-- Start --
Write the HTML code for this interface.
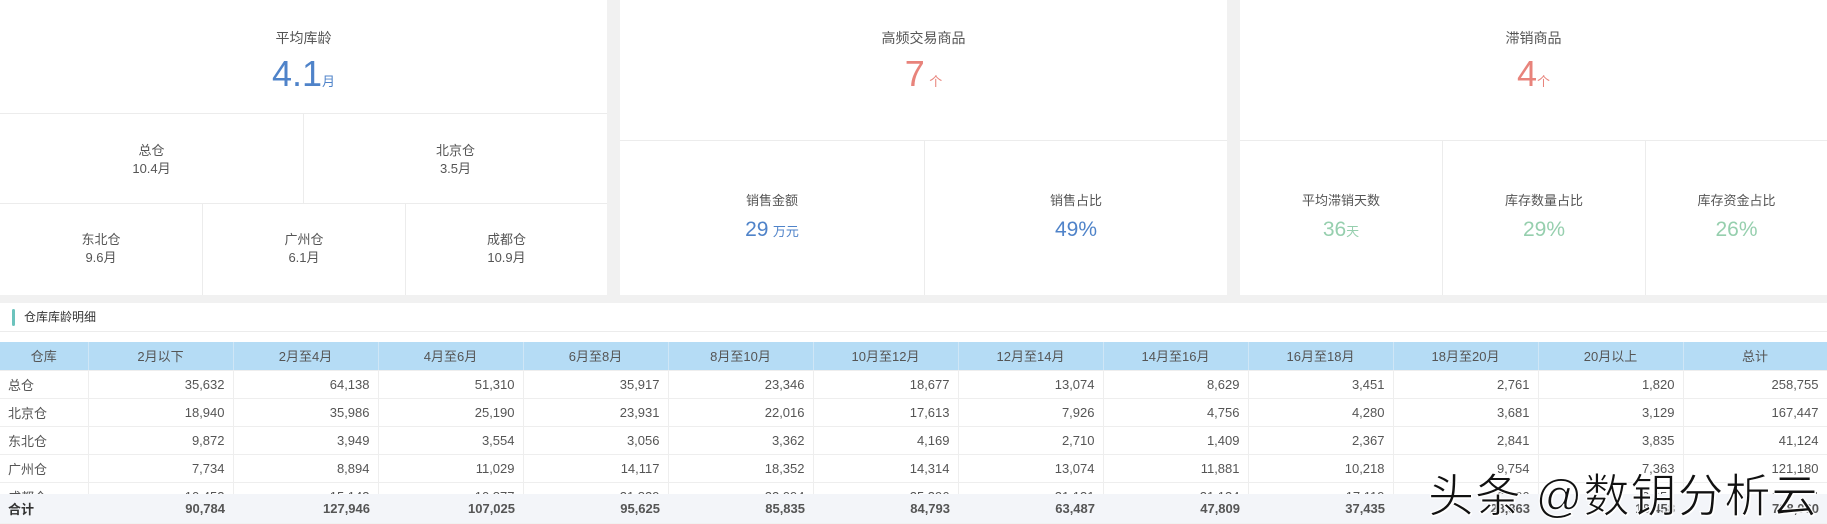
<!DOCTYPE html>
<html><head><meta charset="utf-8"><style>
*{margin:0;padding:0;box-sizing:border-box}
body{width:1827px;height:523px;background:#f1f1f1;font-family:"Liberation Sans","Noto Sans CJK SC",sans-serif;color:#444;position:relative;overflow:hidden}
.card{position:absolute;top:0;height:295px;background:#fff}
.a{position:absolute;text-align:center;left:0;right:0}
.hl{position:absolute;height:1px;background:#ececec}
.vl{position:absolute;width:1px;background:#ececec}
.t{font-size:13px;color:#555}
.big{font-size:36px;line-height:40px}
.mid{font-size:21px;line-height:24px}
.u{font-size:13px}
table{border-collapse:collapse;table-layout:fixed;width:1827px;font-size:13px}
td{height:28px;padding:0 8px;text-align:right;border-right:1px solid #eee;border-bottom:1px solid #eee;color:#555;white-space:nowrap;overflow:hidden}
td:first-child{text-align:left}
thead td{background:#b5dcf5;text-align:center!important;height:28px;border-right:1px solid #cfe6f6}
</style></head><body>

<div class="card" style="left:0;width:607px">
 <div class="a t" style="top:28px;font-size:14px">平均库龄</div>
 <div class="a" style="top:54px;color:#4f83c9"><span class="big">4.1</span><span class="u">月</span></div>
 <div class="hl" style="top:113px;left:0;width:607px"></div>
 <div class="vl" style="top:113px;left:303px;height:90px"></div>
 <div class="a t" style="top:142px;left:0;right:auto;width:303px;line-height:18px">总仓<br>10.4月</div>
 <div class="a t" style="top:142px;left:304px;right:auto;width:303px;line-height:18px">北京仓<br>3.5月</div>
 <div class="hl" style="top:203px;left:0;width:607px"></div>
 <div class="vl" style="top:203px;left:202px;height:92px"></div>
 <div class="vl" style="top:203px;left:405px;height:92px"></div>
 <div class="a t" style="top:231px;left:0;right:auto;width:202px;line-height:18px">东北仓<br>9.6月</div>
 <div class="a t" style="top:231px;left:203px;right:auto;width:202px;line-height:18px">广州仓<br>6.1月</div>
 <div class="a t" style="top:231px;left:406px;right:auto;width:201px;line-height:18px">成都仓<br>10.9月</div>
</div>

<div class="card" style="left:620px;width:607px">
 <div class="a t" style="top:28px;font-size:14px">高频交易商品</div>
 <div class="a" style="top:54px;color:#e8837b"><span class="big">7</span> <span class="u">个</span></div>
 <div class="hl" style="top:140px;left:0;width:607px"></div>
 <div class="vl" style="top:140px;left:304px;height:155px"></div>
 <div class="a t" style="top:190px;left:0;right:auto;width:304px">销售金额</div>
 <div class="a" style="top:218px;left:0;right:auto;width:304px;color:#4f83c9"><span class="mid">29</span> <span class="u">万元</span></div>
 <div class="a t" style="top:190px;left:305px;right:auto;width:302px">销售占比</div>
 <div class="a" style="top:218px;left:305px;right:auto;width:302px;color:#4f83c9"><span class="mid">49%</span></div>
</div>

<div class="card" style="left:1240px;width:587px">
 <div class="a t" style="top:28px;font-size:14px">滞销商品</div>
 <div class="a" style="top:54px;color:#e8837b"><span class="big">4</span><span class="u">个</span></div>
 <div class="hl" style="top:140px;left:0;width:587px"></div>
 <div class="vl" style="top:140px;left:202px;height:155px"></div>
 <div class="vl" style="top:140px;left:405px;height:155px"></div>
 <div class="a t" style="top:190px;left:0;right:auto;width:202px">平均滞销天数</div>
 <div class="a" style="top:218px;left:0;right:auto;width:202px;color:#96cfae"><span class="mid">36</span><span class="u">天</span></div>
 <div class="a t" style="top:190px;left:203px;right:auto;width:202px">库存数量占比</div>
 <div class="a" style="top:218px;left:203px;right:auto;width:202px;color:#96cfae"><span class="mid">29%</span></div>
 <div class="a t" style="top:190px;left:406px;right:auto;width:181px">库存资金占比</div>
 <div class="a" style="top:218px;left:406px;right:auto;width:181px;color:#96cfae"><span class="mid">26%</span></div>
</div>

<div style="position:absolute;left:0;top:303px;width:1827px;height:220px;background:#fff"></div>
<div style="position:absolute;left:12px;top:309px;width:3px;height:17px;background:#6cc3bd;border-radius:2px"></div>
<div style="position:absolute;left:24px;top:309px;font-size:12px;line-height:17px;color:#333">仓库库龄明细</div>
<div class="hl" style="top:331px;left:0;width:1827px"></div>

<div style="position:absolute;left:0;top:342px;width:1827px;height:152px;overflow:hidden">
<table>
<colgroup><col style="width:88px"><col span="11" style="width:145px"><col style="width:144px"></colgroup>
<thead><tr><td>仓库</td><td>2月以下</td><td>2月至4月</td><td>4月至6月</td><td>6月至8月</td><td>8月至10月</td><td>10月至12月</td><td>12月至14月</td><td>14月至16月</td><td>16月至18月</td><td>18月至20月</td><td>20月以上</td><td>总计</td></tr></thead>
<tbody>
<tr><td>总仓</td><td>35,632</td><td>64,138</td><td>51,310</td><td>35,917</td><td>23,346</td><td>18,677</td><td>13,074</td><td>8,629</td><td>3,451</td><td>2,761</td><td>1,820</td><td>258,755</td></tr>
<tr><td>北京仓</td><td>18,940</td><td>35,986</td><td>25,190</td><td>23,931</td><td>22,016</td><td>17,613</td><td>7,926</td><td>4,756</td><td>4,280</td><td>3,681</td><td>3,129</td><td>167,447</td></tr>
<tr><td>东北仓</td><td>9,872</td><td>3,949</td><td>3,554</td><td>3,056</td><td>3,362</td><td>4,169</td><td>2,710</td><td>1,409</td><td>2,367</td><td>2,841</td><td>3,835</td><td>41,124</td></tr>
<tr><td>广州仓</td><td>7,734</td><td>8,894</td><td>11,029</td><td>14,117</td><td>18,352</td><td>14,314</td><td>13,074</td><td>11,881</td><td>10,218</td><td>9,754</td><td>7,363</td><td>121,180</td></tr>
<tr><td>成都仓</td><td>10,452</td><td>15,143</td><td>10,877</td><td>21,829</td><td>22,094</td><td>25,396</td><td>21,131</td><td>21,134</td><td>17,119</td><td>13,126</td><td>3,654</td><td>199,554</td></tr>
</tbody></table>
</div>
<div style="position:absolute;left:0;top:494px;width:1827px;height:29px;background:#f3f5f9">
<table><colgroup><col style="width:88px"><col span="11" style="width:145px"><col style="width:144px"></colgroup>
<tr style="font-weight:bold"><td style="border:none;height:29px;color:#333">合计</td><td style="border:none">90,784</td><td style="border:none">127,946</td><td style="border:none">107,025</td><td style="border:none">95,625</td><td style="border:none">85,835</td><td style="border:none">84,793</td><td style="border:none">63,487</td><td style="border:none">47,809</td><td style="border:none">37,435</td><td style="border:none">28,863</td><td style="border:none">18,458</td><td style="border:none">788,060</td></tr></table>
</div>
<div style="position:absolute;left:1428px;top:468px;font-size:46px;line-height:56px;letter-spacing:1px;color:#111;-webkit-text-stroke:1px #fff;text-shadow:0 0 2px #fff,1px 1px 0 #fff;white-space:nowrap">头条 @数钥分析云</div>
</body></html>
-- End --
- [WHAT THE TASK ASKS]: Exactly as they appear, print the lines of the listing above from its first line through the line that contains "</style></head><body>", minus the pictures.

- [THE COMPLETED TASK]:
Write the HTML code for this interface.
<!DOCTYPE html>
<html><head><meta charset="utf-8"><style>
*{margin:0;padding:0;box-sizing:border-box}
body{width:1827px;height:523px;background:#f1f1f1;font-family:"Liberation Sans","Noto Sans CJK SC",sans-serif;color:#444;position:relative;overflow:hidden}
.card{position:absolute;top:0;height:295px;background:#fff}
.a{position:absolute;text-align:center;left:0;right:0}
.hl{position:absolute;height:1px;background:#ececec}
.vl{position:absolute;width:1px;background:#ececec}
.t{font-size:13px;color:#555}
.big{font-size:36px;line-height:40px}
.mid{font-size:21px;line-height:24px}
.u{font-size:13px}
table{border-collapse:collapse;table-layout:fixed;width:1827px;font-size:13px}
td{height:28px;padding:0 8px;text-align:right;border-right:1px solid #eee;border-bottom:1px solid #eee;color:#555;white-space:nowrap;overflow:hidden}
td:first-child{text-align:left}
thead td{background:#b5dcf5;text-align:center!important;height:28px;border-right:1px solid #cfe6f6}
</style></head><body>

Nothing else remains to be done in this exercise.